My dad and stepmom, Sarah, sat us down at 9 p.m. on April 17. They probably told us a million words about procedures, data, statistics and reassuring us that everything would be okay, but all I heard were the words, “Your dad has cancer.”
Growing up, my dad was invincible. He rarely got sick or hurt, and if he did, I knew it had to be something very serious. But as I sat on the couch, hearing all these words come from my stepmom’s mouth, all I could see was my dad crying. The invincible superhero I grew up watching was not only sick but crying in front of me. My brother, Aiden, couldn’t stop crying next to me, and I just kept thinking “I have to stay strong. I have to stay strong.”

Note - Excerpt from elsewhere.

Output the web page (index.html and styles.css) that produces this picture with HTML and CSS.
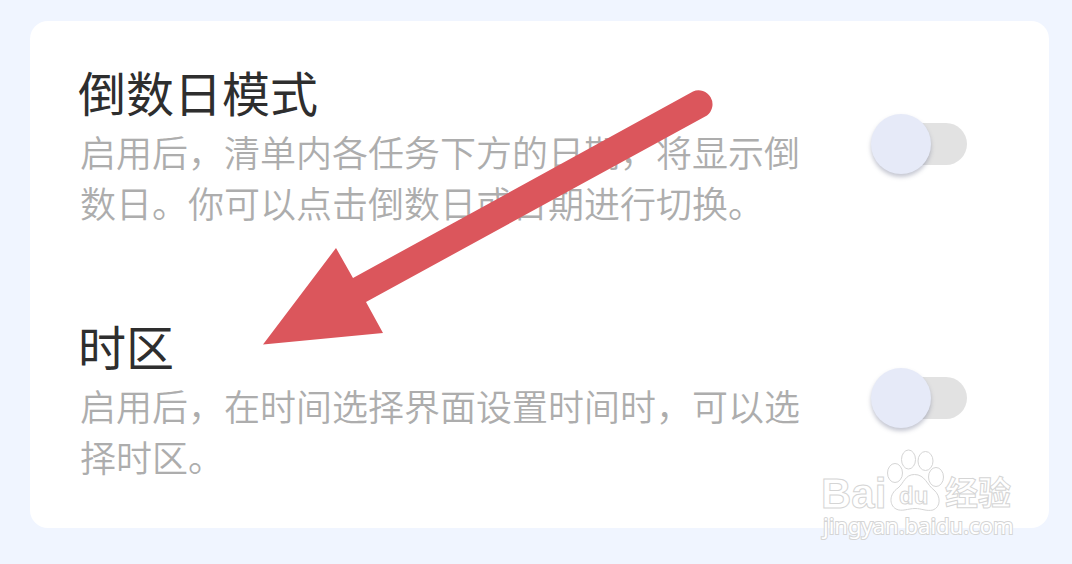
FILE: index.html
```html
<!DOCTYPE html>
<html lang="zh-CN">
<head>
<meta charset="utf-8">
<meta name="viewport" content="width=device-width, initial-scale=1">
<title>设置</title>
<link rel="stylesheet" href="styles.css">
</head>
<body>
<main class="page">
  <section class="card">
    <div class="setting">
      <div class="setting-text">
        <label class="setting-title" for="countdown">倒数日模式</label>
        <p class="setting-desc" id="countdown-desc">启用后，清单内各任务下方的日期，将显示倒数日。你可以点击倒数日或日期进行切换。</p>
      </div>
      <input class="switch" type="checkbox" role="switch" id="countdown" aria-describedby="countdown-desc">
    </div>
    <div class="setting">
      <div class="setting-text">
        <label class="setting-title" for="timezone">时区</label>
        <p class="setting-desc" id="timezone-desc">启用后，在时间选择界面设置时间时，可以选择时区。</p>
      </div>
      <input class="switch" type="checkbox" role="switch" id="timezone" aria-describedby="timezone-desc">
    </div>
  </section>
  <svg class="arrow" width="452" height="256" viewBox="263 89 452 256" aria-hidden="true">
    <path d="M263 344.500 336 248 353 278 693 91.500A14 14 0 0 1 707 115.500L366 302 383 333Z"/>
  </svg>
  <svg class="watermark" width="200" height="96" viewBox="818 446 200 96">
    <g class="mark">
      <ellipse cx="895" cy="473" rx="7.500" ry="9.500"/>
      <ellipse cx="908.500" cy="459.500" rx="7" ry="9.500"/>
      <ellipse cx="925.500" cy="461" rx="7.500" ry="9.500"/>
      <ellipse cx="936" cy="477" rx="7.500" ry="9.500"/>
      <path d="M914.500 474.500C905 474.500 904 483 898 488 889 494 889 505 896 509 902 512 908 508.500 915 508.500 922 508.500 926 511.500 933 510 941 507 941 496 934 490 927 485 925 474.500 914.500 474.500Z"/>
    </g>
    <text class="mark mark-name" x="821" y="508">Bai</text>
    <text class="mark mark-du" x="899" y="504">du</text>
    <text class="mark mark-cn" x="945" y="505">经验</text>
    <text class="mark mark-url" x="823" y="534">jingyan.baidu.com</text>
  </svg>
</main>
</body>
</html>
```

FILE: styles.css
```css
* {
  box-sizing: border-box;
}

body {
  margin: 0;
  background: #f0f5ff;
  font-family: "Noto Sans CJK SC", sans-serif;
}

.page {
  position: relative;
  min-height: 100vh;
  padding: 21px 23px 35px 30px;
}

.card {
  display: flex;
  flex-direction: column;
  gap: 87px;
  padding: 40px 82px 46px 48px;
  border-radius: 18px;
  background: #fff;
}

.setting {
  display: flex;
  align-items: flex-start;
  justify-content: space-between;
  gap: 24px;
}

.setting-text {
  max-width: 724px;
}

.setting-title {
  display: block;
  color: #2e2e2e;
  font-size: 48px;
  line-height: 60px;
}

.setting-desc {
  margin: 5px 0 0;
  padding-left: 2px;
  color: #adadad;
  font-size: 36px;
  font-weight: 350;
  line-height: 51px;
}

.switch {
  appearance: none;
  display: grid;
  align-items: center;
  flex: none;
  width: 96px;
  height: 60px;
  margin: 53px 0 0;
  cursor: pointer;
}

.switch::before,
.switch::after {
  content: "";
  grid-area: 1 / 1;
}

.switch::before {
  justify-self: end;
  width: 84px;
  height: 42px;
  border-radius: 21px;
  background: #e2e2e2;
}

.switch::after {
  width: 60px;
  height: 60px;
  border-radius: 50%;
  background: #e6eaf8;
  box-shadow: 0 3px 4px rgba(90, 95, 125, 0.35);
}

.switch:checked::after {
  justify-self: end;
}

.arrow {
  position: absolute;
  top: 89px;
  left: 263px;
  fill: #db565c;
}

.watermark {
  position: absolute;
  top: 446px;
  right: 54px;
}

.mark {
  fill: #fff;
  stroke: #d5d5d5;
  stroke-width: 1px;
}

.mark-name {
  font: bold 42px "Liberation Sans", sans-serif;
}

.mark-du {
  font: bold 24px "Liberation Sans", sans-serif;
}

.mark-cn {
  font: bold 33px "Noto Sans CJK SC", sans-serif;
}

.mark-url {
  font: 22px "Noto Sans", sans-serif;
  paint-order: stroke;
  stroke-width: 2px;
}
```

But as I try to force myself to believe these words, tears start streaming down my face as well. I couldn’t hold it in. All the “what-ifs” just started circling my mind, and I couldn’t get them out, even if I tried to.
I finally got past the tears and processed everything we had just heard. My dad has liver cancer, more specifically, cholangiocarcinoma. It’s a rare but aggressive form of cancer. It’s a cancer in the tubes that carry the digestive fluid bile through the liver. The doctors can’t figure out what stage it is because if they do a biopsy, it’ll spread rapidly throughout his body. They can’t do the normal chemotherapy or radiation because of where it is in the body. They have to do a full-body scan to see how much of his body it’s spread to. They have two calls next week with different specialists to get their opinions on the next steps.

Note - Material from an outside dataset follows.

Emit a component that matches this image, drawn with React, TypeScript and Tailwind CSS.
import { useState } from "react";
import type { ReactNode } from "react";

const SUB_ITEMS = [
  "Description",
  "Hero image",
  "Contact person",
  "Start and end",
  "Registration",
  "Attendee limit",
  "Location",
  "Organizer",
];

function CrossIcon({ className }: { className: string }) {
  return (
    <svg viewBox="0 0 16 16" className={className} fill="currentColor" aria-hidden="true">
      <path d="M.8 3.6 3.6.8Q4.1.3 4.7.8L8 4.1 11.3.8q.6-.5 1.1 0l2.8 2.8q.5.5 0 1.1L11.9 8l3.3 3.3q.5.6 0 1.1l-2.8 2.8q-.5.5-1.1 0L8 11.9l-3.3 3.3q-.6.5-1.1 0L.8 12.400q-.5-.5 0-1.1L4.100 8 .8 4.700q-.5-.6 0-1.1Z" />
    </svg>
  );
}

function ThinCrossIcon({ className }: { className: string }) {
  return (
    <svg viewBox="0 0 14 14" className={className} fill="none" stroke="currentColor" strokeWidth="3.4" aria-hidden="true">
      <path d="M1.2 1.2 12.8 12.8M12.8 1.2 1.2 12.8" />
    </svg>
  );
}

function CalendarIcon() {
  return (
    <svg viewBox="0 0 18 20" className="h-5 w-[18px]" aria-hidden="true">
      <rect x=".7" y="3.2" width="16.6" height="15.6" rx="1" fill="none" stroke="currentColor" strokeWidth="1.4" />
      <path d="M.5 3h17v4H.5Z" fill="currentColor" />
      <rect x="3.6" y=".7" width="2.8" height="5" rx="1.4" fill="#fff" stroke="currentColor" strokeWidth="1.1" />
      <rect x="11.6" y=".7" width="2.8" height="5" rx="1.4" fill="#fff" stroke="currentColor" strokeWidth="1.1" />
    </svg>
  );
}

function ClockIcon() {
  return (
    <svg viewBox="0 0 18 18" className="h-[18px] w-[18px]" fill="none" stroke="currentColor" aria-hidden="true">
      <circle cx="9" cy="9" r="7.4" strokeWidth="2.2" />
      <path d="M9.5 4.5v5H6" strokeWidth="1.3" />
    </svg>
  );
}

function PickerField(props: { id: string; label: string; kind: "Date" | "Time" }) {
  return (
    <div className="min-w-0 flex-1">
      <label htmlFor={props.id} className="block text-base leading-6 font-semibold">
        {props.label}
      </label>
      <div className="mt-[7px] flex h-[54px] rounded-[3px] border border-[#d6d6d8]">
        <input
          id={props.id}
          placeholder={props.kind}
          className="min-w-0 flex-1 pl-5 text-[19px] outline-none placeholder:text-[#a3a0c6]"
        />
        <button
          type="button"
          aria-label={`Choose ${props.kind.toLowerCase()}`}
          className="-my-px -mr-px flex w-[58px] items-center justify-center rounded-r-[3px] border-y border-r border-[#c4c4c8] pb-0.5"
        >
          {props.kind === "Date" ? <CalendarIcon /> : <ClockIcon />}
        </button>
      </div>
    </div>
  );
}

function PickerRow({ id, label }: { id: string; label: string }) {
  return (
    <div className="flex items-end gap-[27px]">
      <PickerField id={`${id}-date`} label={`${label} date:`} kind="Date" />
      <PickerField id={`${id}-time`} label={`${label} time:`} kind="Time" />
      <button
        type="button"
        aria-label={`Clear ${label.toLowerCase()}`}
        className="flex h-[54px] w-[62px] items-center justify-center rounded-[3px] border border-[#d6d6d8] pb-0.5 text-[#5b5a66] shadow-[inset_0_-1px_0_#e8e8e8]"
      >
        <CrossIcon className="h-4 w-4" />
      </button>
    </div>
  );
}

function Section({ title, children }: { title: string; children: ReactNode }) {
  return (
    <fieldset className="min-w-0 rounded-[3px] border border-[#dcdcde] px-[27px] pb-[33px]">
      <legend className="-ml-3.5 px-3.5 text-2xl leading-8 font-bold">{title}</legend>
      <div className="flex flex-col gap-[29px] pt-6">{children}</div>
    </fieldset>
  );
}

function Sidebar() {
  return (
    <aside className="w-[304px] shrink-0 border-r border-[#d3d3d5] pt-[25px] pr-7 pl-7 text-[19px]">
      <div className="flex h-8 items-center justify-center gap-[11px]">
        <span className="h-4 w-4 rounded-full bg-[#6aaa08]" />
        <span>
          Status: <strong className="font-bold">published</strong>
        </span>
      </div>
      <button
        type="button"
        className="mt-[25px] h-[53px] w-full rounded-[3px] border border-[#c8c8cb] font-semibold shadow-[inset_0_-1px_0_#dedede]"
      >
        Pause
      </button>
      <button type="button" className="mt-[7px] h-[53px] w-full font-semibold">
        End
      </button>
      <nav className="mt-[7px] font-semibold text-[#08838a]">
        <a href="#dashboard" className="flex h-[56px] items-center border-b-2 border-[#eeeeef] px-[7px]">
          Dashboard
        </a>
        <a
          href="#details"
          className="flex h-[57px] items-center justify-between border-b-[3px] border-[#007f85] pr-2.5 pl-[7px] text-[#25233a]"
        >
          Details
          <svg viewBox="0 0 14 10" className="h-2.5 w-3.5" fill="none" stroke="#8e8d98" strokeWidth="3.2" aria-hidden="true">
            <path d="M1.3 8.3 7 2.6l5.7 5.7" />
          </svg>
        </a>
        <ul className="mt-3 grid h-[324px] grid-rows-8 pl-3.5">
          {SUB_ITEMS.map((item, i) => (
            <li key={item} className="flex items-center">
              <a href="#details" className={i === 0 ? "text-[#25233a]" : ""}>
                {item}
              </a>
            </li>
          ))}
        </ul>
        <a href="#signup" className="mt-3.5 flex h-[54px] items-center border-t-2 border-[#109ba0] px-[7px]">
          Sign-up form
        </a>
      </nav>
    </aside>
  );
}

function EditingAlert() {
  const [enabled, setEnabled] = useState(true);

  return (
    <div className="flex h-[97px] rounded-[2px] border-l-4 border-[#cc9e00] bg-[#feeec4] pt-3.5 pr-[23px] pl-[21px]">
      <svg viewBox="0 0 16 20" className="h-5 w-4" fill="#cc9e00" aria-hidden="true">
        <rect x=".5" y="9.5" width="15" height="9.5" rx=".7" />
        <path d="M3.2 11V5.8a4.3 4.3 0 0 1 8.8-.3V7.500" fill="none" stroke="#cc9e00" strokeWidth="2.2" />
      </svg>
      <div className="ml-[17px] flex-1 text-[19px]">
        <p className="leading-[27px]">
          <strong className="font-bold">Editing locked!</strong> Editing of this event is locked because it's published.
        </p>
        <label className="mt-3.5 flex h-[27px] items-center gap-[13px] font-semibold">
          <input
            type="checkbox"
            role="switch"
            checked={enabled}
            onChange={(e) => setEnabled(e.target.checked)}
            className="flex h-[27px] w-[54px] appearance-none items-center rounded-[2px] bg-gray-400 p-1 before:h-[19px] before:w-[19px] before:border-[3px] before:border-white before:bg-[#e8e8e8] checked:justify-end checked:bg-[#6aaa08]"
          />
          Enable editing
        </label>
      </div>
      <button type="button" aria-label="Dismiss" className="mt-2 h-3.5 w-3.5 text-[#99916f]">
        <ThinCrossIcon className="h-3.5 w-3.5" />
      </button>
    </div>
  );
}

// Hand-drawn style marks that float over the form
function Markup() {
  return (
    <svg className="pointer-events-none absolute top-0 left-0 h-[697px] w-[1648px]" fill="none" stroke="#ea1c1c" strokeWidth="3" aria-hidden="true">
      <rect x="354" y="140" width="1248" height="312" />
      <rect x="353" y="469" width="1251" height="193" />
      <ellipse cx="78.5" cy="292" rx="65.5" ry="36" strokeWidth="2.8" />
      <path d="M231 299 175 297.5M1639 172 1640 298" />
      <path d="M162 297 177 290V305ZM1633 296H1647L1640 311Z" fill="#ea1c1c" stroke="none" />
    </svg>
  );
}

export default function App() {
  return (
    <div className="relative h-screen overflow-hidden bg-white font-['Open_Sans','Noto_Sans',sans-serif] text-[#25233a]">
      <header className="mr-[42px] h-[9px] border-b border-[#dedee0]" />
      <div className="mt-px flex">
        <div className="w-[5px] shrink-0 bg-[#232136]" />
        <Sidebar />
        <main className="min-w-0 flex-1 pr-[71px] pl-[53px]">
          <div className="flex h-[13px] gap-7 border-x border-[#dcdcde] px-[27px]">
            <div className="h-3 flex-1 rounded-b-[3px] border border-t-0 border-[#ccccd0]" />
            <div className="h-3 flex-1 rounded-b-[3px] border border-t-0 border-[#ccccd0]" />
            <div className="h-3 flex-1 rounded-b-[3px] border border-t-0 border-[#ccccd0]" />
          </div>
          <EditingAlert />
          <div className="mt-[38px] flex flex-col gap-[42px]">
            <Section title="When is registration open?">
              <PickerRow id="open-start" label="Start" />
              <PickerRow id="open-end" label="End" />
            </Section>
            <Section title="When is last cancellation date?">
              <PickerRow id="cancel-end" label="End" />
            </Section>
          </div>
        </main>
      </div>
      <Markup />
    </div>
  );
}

The pause of the silence finally broke when my brother got up to give my dad a hug. My heart breaks for Aiden because he considers my dad his best friend, and he’s more scared than any of us.
Saturday. April 19. I got a call on the way to my friend’s birthday party. It’s Sarah. My dad has bad chest pain, they had to rush him to the emergency room. They ruled out a heart attack but are waiting for results from more scans and tests. I’m anxious. What if the cancer spread, and he can’t get on the transplant list? What if he has another type of cancer? What if…
At 6:43 p.m., I got a call from Sarah. Good News. I smiled again. The cancer didn’t spread, and the tumor only grew a little bit, but not much. He got the okay to go home, just got some medicine prescribed for when the pain gets extra bad.
Today is April 21. While I feel like my entire world has turned upside down, and I’m constantly scared every time I get a phone call, I know that this is just the beginning. I know the foreseeable future of my life will be filled with many more ups and downs, what-ifs and many more emotions.
I have no idea what good news or bad news will come, but what I do know is I will live every moment to the fullest. I will treasure every moment that I have because I don’t know when it will be my last. I know that through every up and down of my dad’s health and my emotions, I will lean on the people around me because I can’t do this alone.
So for now, even in the hardest of news, I chose to celebrate the little wins, remember that I am not alone and pray that I will get to spend more time with my dad.